::: Supplied material

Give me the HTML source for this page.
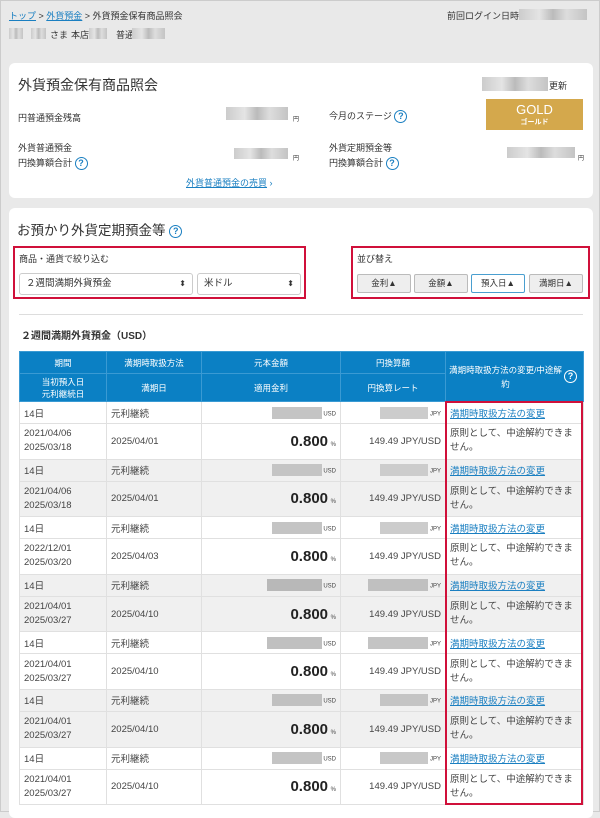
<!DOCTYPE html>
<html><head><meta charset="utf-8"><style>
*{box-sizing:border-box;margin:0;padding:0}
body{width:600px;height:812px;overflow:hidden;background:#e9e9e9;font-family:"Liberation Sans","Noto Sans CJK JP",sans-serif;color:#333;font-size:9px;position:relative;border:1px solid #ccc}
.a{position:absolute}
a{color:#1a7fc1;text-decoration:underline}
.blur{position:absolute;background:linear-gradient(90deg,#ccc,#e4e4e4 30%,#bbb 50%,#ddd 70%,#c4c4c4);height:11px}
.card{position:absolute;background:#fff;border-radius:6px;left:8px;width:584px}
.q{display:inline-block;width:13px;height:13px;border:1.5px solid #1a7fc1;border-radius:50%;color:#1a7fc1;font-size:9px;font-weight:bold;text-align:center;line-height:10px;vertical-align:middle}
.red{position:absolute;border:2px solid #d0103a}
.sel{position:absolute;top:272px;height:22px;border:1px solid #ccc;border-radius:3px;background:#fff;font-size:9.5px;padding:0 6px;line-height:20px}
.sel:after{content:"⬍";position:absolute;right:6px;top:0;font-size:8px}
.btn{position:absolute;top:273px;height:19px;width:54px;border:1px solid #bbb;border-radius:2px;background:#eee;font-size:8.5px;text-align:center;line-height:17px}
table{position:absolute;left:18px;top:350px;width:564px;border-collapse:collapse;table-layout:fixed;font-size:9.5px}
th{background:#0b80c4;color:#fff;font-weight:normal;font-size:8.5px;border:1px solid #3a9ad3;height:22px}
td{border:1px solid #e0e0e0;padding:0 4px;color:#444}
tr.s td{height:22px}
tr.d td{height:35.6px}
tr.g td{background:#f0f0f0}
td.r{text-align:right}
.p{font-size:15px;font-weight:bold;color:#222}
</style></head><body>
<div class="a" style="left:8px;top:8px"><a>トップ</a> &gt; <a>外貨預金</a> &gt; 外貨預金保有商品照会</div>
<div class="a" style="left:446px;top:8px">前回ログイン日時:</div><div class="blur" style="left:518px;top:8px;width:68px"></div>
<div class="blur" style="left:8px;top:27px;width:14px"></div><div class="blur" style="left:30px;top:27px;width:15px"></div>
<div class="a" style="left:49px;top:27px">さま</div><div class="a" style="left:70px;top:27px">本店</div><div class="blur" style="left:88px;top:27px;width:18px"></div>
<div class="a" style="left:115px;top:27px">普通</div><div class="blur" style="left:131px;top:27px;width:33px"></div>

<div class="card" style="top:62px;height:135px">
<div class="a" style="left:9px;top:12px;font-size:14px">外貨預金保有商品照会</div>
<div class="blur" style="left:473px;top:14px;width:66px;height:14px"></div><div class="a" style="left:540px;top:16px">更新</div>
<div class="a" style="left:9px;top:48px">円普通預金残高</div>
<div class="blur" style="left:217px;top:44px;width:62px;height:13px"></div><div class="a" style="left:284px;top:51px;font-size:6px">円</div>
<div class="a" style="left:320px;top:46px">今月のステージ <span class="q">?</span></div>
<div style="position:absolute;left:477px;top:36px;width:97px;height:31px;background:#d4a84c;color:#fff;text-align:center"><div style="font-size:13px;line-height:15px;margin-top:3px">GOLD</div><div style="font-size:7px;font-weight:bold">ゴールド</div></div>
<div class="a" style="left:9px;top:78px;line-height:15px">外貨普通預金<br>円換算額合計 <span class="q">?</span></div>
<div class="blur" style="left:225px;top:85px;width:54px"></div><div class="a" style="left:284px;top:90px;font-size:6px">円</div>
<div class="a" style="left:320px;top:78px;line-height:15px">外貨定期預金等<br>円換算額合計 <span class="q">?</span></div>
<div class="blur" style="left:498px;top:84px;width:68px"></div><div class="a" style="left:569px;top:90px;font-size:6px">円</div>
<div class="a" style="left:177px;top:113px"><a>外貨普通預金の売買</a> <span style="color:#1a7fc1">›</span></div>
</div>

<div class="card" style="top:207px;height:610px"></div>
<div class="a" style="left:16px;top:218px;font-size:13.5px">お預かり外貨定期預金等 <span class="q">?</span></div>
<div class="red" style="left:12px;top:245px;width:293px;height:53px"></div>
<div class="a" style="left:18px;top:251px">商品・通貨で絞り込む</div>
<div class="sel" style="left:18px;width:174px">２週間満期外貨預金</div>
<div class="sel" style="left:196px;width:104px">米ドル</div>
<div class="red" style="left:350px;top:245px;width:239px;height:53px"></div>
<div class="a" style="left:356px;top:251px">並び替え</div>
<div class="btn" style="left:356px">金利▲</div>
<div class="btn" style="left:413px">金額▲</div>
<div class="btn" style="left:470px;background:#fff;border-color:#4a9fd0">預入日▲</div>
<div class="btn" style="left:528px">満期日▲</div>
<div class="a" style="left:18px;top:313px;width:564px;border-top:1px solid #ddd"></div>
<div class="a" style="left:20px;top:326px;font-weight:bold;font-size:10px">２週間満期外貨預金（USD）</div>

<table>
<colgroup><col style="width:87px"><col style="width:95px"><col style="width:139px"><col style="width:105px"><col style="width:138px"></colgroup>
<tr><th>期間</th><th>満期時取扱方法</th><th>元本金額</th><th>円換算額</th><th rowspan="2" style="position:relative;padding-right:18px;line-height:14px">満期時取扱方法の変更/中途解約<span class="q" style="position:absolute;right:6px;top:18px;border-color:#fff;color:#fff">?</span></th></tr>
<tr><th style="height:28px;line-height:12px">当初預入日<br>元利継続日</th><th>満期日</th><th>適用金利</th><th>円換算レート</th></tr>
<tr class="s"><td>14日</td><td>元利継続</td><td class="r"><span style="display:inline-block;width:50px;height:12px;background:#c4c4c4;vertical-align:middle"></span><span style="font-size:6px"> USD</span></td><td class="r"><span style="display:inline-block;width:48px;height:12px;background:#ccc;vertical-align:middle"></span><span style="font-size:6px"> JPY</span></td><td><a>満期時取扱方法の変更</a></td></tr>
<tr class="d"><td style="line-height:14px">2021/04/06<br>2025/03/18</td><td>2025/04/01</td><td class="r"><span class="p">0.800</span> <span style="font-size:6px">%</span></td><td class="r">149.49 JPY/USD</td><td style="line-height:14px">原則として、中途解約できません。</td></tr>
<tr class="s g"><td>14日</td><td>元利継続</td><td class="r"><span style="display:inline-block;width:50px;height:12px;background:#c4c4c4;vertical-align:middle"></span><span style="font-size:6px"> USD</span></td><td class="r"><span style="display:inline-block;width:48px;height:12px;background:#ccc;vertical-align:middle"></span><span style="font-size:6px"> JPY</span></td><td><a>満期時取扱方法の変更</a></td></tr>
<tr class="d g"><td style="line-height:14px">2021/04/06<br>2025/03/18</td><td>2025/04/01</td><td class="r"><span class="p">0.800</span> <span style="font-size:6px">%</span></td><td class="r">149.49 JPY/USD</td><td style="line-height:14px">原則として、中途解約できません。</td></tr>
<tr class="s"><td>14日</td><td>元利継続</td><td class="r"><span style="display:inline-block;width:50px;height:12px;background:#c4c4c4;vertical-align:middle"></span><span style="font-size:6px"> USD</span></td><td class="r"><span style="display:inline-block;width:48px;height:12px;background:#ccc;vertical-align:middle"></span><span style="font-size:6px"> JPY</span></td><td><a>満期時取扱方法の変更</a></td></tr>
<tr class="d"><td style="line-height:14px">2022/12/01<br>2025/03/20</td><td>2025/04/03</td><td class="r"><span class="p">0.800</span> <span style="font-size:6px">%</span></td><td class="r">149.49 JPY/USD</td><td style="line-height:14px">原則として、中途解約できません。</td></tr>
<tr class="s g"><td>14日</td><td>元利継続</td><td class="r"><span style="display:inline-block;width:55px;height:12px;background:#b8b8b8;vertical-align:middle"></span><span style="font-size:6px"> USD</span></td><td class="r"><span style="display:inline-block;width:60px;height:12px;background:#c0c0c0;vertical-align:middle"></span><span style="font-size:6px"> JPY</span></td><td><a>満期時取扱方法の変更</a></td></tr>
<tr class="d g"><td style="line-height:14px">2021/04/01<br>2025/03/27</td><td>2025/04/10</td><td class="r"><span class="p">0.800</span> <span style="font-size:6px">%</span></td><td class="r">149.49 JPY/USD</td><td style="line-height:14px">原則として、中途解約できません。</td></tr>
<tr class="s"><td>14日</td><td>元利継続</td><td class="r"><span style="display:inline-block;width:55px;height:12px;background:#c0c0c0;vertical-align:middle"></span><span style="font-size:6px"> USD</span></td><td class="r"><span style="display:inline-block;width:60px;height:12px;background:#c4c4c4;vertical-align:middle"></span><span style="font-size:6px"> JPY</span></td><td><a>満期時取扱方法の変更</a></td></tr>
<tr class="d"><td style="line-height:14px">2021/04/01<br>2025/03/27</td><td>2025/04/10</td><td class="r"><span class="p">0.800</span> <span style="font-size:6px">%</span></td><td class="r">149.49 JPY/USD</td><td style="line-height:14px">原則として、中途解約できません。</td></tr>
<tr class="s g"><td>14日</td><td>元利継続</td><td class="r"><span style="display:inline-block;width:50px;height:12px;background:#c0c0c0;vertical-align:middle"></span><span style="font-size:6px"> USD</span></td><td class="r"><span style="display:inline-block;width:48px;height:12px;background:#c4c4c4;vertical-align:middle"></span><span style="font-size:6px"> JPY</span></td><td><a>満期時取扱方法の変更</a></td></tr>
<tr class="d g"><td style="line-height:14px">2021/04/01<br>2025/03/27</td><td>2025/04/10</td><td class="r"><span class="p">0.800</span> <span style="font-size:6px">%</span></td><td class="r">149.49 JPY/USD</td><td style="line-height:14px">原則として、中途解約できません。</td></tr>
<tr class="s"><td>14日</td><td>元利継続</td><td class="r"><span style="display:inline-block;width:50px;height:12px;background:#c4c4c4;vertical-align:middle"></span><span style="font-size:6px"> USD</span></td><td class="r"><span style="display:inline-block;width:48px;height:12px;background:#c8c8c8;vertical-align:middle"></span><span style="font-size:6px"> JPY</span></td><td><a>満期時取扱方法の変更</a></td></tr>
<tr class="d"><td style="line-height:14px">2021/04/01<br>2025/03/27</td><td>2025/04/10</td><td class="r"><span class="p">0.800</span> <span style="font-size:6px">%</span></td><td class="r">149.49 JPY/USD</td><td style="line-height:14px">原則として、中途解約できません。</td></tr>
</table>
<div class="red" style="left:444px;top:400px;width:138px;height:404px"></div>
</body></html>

::::::
::: Supplied material

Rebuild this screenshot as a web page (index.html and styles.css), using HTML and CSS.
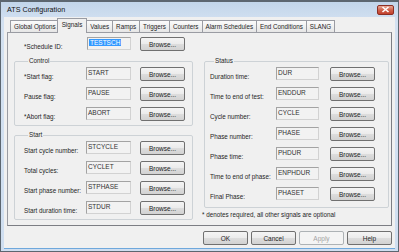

::::::
::: Supplied material

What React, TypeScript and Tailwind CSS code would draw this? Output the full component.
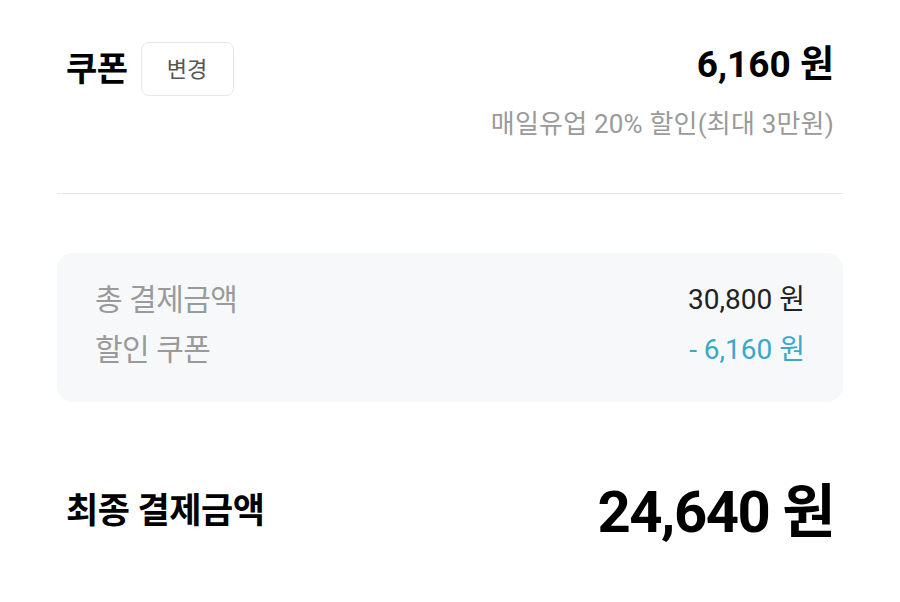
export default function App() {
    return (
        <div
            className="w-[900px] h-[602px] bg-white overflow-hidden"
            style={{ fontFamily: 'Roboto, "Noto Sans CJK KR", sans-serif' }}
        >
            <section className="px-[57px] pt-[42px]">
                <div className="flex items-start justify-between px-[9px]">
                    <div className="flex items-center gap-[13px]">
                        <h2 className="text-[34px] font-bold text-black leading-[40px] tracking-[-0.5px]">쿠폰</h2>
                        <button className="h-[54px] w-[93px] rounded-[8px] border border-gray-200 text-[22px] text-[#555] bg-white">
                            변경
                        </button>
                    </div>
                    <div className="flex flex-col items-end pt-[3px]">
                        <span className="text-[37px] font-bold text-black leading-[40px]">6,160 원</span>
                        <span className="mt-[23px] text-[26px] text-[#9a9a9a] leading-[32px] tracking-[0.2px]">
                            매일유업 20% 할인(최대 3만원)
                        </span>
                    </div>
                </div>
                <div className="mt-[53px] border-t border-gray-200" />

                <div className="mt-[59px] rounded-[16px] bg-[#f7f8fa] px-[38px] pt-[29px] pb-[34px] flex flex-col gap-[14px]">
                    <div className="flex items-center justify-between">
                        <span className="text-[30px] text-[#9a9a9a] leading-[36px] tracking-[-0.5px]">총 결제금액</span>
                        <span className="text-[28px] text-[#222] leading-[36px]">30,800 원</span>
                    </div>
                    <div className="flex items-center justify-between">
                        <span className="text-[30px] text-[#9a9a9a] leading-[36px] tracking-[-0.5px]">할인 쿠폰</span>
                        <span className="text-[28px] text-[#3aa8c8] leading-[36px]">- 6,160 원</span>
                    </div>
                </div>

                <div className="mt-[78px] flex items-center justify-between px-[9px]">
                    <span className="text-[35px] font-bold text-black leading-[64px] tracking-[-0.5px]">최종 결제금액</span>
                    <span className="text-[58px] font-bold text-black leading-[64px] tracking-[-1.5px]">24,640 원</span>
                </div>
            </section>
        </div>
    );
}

::::::

* _Objective_
State how many lines in the entries above include the word "page"; reply with the number alone.

* _Correct response_
2